Camden Fire Chief John Bowers also urged everyone to attend public fireworks shows, adding that if you choose to shoot your own fireworks, simply be careful.

“You want to make sure all fireworks are discharged with adult supervision. You want to make sure you’ve got a source of water close by, either a bucket or a hose. You want to make sure you only use fireworks that are listed for consumer use, Class C fireworks. You should never put your body over fireworks, you should always light them from the side and get away. Make sure you’re in a clean, cleared area,” Bowers said. “You should never try to reignite one if it didn’t go off. Don’t approach it until much later.”

Bowers said extra care should be taken in how and where you carry and shoot fireworks.
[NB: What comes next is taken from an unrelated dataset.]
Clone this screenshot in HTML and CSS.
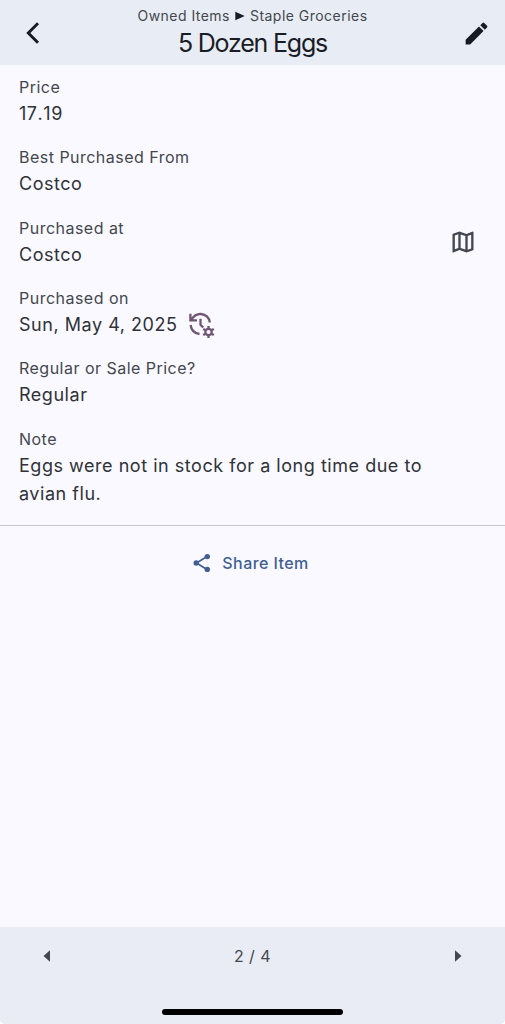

“You should never carry fireworks in your pocket or shoot them off in metal or glass containers because of fragmentation,” he said. “I love fireworks, but they’re dangerous. They need to be treated with the utmost respect. There’s responsibility that comes with it. By and large people use them and don’t have any problems, but when you have that volume of people that are doing the same activity, something is going to happen.”

Bowers provided nationwide figures that showed 17,811 fires caused by fireworks in 2011, including 1,200 structures, 400 vehicles and 16,300 grass or brush fires. He said the fires resulted in 40 civilian injuries and $42 million in property damage.

Ray said the LF-R traditionally sees more activity on and around July 4 and they will be at the ready this year, but he would rather everyone be careful and have a safe holiday.

“You don’t want five fire trucks pulling up in your yard or your neighbor’s yard on the Fourth of July because you’ve got a fire out of control,” he said. “That will really mess your holiday up to have a yard full of fire trucks.”